**THE PROBLEM:** Return each line of the data below verbatim; pictures are to be left out.

**PROVIDED DATA:**
■ ■ ■ ■

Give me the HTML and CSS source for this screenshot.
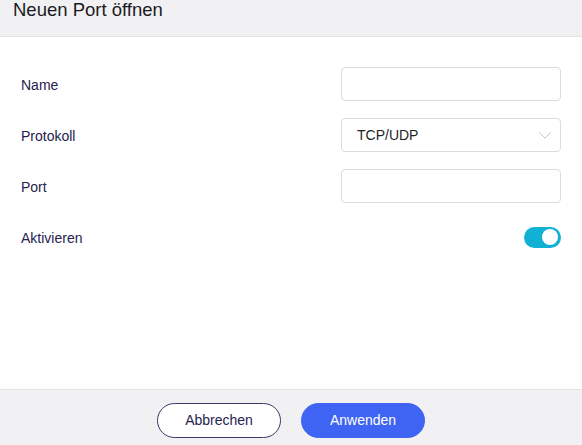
FILE: index.html
```html
<!DOCTYPE html>
<html lang="de">
<head>
<meta charset="utf-8">
<title>Neuen Port öffnen</title>
<link rel="stylesheet" href="styles.css">
</head>
<body>
<div class="dialog">
  <header class="dialog-header">
    <h1 class="dialog-title">Neuen Port öffnen</h1>
  </header>
  <main class="dialog-body">
    <div class="form-row">
      <label class="form-label">Name</label>
      <div class="field"><input class="text-input" type="text"></div>
    </div>
    <div class="form-row">
      <label class="form-label">Protokoll</label>
      <div class="field select">
        <span class="select-value">TCP/UDP</span>
        <svg class="chevron" width="12" height="7" viewBox="0 0 12 7"><path d="M0.5 0.5 L6 6 L11.5 0.5" fill="none" stroke="#c4c4c8" stroke-width="1"/></svg>
      </div>
    </div>
    <div class="form-row">
      <label class="form-label">Port</label>
      <div class="field"><input class="text-input" type="text"></div>
    </div>
    <div class="form-row">
      <label class="form-label">Aktivieren</label>
      <div class="toggle-wrap"><span class="toggle"><span class="knob"></span></span></div>
    </div>
  </main>
  <footer class="dialog-footer">
    <button class="btn btn-cancel">Abbrechen</button>
    <button class="btn btn-primary">Anwenden</button>
  </footer>
</div>
</body>
</html>
```
FILE: styles.css
```css
html, body {
  margin: 0;
  padding: 0;
  height: 100%;
}
body {
  font-family: "Liberation Sans", Arial, sans-serif;
  background: #ffffff;
}
.dialog {
  display: flex;
  flex-direction: column;
  height: 445px;
  overflow: hidden;
}
.dialog-header {
  height: 36px;
  background: #f1f1f3;
  border-bottom: 1px solid #e3e3e6;
  padding: 0 13px;
  flex: none;
}
.dialog-title {
  margin: 0;
  font-size: 18.5px;
  font-weight: normal;
  line-height: 20px;
  color: #1b1b1f;
}
.dialog-body {
  flex: 1;
  padding: 30px 21px 0 21px;
  display: flex;
  flex-direction: column;
  gap: 17px;
}
.form-row {
  display: flex;
  align-items: center;
  justify-content: space-between;
  height: 34px;
}
.form-label {
  font-size: 14px;
  color: #25224f;
  padding-top: 1px;
}
.field {
  width: 220px;
  height: 34px;
  box-sizing: border-box;
  border: 1px solid #dcdcdf;
  border-radius: 4px;
  background: #fff;
}
.text-input {
  width: 100%;
  height: 100%;
  box-sizing: border-box;
  border: none;
  outline: none;
  background: transparent;
  padding: 0 15px;
  font: inherit;
}
.select {
  display: flex;
  align-items: center;
  justify-content: space-between;
  padding: 0 9px 0 15px;
}
.select-value {
  font-size: 14px;
  color: #1f1f24;
}
.chevron {
  display: block;
}
.toggle-wrap {
  display: flex;
  align-items: center;
}
.toggle {
  position: relative;
  display: block;
  width: 37px;
  height: 21px;
  border-radius: 11px;
  background: #10b1d4;
}
.knob {
  position: absolute;
  top: 2.5px;
  right: 3px;
  width: 16px;
  height: 16px;
  border-radius: 50%;
  background: #ffffff;
}
.dialog-footer {
  flex: none;
  height: 56px;
  background: #f1f1f3;
  border-top: 1px solid #e3e3e6;
  display: flex;
  justify-content: center;
  align-items: flex-start;
  gap: 20px;
  padding-top: 13px;
  box-sizing: border-box;
}
.btn {
  width: 124px;
  height: 35px;
  border-radius: 18px;
  font-family: "Liberation Sans", Arial, sans-serif;
  font-size: 14px;
  line-height: 16px;
  padding: 0 0 1px 0;
  cursor: pointer;
  box-sizing: border-box;
}
.btn-cancel {
  background: #ffffff;
  border: 1px solid #3c3868;
  color: #26234f;
}
.btn-primary {
  background: #3f64f4;
  border: 1px solid #3f64f4;
  color: #ffffff;
}
```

■ ■ ■ ■

**EXERCISE SOLUTION:**
Give me the HTML and CSS source for this screenshot.
FILE: index.html
```html
<!DOCTYPE html>
<html lang="de">
<head>
<meta charset="utf-8">
<title>Neuen Port öffnen</title>
<link rel="stylesheet" href="styles.css">
</head>
<body>
<div class="dialog">
  <header class="dialog-header">
    <h1 class="dialog-title">Neuen Port öffnen</h1>
  </header>
  <main class="dialog-body">
    <div class="form-row">
      <label class="form-label">Name</label>
      <div class="field"><input class="text-input" type="text"></div>
    </div>
    <div class="form-row">
      <label class="form-label">Protokoll</label>
      <div class="field select">
        <span class="select-value">TCP/UDP</span>
        <svg class="chevron" width="12" height="7" viewBox="0 0 12 7"><path d="M0.5 0.5 L6 6 L11.5 0.5" fill="none" stroke="#c4c4c8" stroke-width="1"/></svg>
      </div>
    </div>
    <div class="form-row">
      <label class="form-label">Port</label>
      <div class="field"><input class="text-input" type="text"></div>
    </div>
    <div class="form-row">
      <label class="form-label">Aktivieren</label>
      <div class="toggle-wrap"><span class="toggle"><span class="knob"></span></span></div>
    </div>
  </main>
  <footer class="dialog-footer">
    <button class="btn btn-cancel">Abbrechen</button>
    <button class="btn btn-primary">Anwenden</button>
  </footer>
</div>
</body>
</html>
```
FILE: styles.css
```css
html, body {
  margin: 0;
  padding: 0;
  height: 100%;
}
body {
  font-family: "Liberation Sans", Arial, sans-serif;
  background: #ffffff;
}
.dialog {
  display: flex;
  flex-direction: column;
  height: 445px;
  overflow: hidden;
}
.dialog-header {
  height: 36px;
  background: #f1f1f3;
  border-bottom: 1px solid #e3e3e6;
  padding: 0 13px;
  flex: none;
}
.dialog-title {
  margin: 0;
  font-size: 18.5px;
  font-weight: normal;
  line-height: 20px;
  color: #1b1b1f;
}
.dialog-body {
  flex: 1;
  padding: 30px 21px 0 21px;
  display: flex;
  flex-direction: column;
  gap: 17px;
}
.form-row {
  display: flex;
  align-items: center;
  justify-content: space-between;
  height: 34px;
}
.form-label {
  font-size: 14px;
  color: #25224f;
  padding-top: 1px;
}
.field {
  width: 220px;
  height: 34px;
  box-sizing: border-box;
  border: 1px solid #dcdcdf;
  border-radius: 4px;
  background: #fff;
}
.text-input {
  width: 100%;
  height: 100%;
  box-sizing: border-box;
  border: none;
  outline: none;
  background: transparent;
  padding: 0 15px;
  font: inherit;
}
.select {
  display: flex;
  align-items: center;
  justify-content: space-between;
  padding: 0 9px 0 15px;
}
.select-value {
  font-size: 14px;
  color: #1f1f24;
}
.chevron {
  display: block;
}
.toggle-wrap {
  display: flex;
  align-items: center;
}
.toggle {
  position: relative;
  display: block;
  width: 37px;
  height: 21px;
  border-radius: 11px;
  background: #10b1d4;
}
.knob {
  position: absolute;
  top: 2.5px;
  right: 3px;
  width: 16px;
  height: 16px;
  border-radius: 50%;
  background: #ffffff;
}
.dialog-footer {
  flex: none;
  height: 56px;
  background: #f1f1f3;
  border-top: 1px solid #e3e3e6;
  display: flex;
  justify-content: center;
  align-items: flex-start;
  gap: 20px;
  padding-top: 13px;
  box-sizing: border-box;
}
.btn {
  width: 124px;
  height: 35px;
  border-radius: 18px;
  font-family: "Liberation Sans", Arial, sans-serif;
  font-size: 14px;
  line-height: 16px;
  padding: 0 0 1px 0;
  cursor: pointer;
  box-sizing: border-box;
}
.btn-cancel {
  background: #ffffff;
  border: 1px solid #3c3868;
  color: #26234f;
}
.btn-primary {
  background: #3f64f4;
  border: 1px solid #3f64f4;
  color: #ffffff;
}
```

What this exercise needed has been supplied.